Quote each line of the material verbatim, without the pictures.
## BEGIN Dataset content
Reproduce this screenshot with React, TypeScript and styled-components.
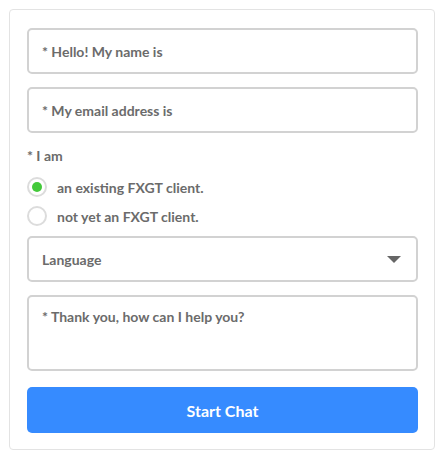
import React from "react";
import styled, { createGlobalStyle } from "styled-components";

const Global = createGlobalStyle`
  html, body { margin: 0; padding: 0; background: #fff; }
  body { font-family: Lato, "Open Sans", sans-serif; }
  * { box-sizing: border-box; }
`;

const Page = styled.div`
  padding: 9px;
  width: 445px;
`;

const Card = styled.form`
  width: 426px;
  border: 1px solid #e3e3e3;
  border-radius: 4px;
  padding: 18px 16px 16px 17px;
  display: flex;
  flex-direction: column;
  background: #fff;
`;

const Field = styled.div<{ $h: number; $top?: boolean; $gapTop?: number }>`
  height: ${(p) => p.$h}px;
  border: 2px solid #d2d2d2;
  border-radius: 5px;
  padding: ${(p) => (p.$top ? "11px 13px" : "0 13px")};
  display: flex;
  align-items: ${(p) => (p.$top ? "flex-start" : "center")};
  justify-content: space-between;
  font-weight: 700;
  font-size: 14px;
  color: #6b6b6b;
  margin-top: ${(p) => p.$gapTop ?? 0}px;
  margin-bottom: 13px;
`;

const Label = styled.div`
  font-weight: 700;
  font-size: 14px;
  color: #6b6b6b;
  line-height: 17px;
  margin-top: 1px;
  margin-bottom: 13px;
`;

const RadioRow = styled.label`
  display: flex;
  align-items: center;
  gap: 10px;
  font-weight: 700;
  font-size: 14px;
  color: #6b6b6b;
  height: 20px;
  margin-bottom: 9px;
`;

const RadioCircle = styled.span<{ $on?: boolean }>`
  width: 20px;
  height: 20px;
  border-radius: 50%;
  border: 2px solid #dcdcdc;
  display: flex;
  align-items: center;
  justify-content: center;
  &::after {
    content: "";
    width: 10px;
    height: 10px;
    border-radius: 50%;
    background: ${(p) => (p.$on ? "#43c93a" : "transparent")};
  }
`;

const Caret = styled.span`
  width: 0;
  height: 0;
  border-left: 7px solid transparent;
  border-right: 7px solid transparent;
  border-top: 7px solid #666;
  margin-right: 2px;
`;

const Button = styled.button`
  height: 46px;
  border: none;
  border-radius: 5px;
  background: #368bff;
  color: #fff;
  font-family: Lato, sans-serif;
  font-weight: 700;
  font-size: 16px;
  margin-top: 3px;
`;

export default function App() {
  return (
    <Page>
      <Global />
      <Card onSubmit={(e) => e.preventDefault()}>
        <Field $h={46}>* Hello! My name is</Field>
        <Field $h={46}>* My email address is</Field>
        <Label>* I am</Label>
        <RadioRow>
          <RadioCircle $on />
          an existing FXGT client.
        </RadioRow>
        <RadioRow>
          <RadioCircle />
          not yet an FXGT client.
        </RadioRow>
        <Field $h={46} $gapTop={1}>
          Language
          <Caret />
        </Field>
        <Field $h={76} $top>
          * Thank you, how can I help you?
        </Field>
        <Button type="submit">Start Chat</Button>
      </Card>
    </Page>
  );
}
## END Dataset content
Complete response:
Reproduce this screenshot with React, TypeScript and styled-components.
import React from "react";
import styled, { createGlobalStyle } from "styled-components";

const Global = createGlobalStyle`
  html, body { margin: 0; padding: 0; background: #fff; }
  body { font-family: Lato, "Open Sans", sans-serif; }
  * { box-sizing: border-box; }
`;

const Page = styled.div`
  padding: 9px;
  width: 445px;
`;

const Card = styled.form`
  width: 426px;
  border: 1px solid #e3e3e3;
  border-radius: 4px;
  padding: 18px 16px 16px 17px;
  display: flex;
  flex-direction: column;
  background: #fff;
`;

const Field = styled.div<{ $h: number; $top?: boolean; $gapTop?: number }>`
  height: ${(p) => p.$h}px;
  border: 2px solid #d2d2d2;
  border-radius: 5px;
  padding: ${(p) => (p.$top ? "11px 13px" : "0 13px")};
  display: flex;
  align-items: ${(p) => (p.$top ? "flex-start" : "center")};
  justify-content: space-between;
  font-weight: 700;
  font-size: 14px;
  color: #6b6b6b;
  margin-top: ${(p) => p.$gapTop ?? 0}px;
  margin-bottom: 13px;
`;

const Label = styled.div`
  font-weight: 700;
  font-size: 14px;
  color: #6b6b6b;
  line-height: 17px;
  margin-top: 1px;
  margin-bottom: 13px;
`;

const RadioRow = styled.label`
  display: flex;
  align-items: center;
  gap: 10px;
  font-weight: 700;
  font-size: 14px;
  color: #6b6b6b;
  height: 20px;
  margin-bottom: 9px;
`;

const RadioCircle = styled.span<{ $on?: boolean }>`
  width: 20px;
  height: 20px;
  border-radius: 50%;
  border: 2px solid #dcdcdc;
  display: flex;
  align-items: center;
  justify-content: center;
  &::after {
    content: "";
    width: 10px;
    height: 10px;
    border-radius: 50%;
    background: ${(p) => (p.$on ? "#43c93a" : "transparent")};
  }
`;

const Caret = styled.span`
  width: 0;
  height: 0;
  border-left: 7px solid transparent;
  border-right: 7px solid transparent;
  border-top: 7px solid #666;
  margin-right: 2px;
`;

const Button = styled.button`
  height: 46px;
  border: none;
  border-radius: 5px;
  background: #368bff;
  color: #fff;
  font-family: Lato, sans-serif;
  font-weight: 700;
  font-size: 16px;
  margin-top: 3px;
`;

export default function App() {
  return (
    <Page>
      <Global />
      <Card onSubmit={(e) => e.preventDefault()}>
        <Field $h={46}>* Hello! My name is</Field>
        <Field $h={46}>* My email address is</Field>
        <Label>* I am</Label>
        <RadioRow>
          <RadioCircle $on />
          an existing FXGT client.
        </RadioRow>
        <RadioRow>
          <RadioCircle />
          not yet an FXGT client.
        </RadioRow>
        <Field $h={46} $gapTop={1}>
          Language
          <Caret />
        </Field>
        <Field $h={76} $top>
          * Thank you, how can I help you?
        </Field>
        <Button type="submit">Start Chat</Button>
      </Card>
    </Page>
  );
}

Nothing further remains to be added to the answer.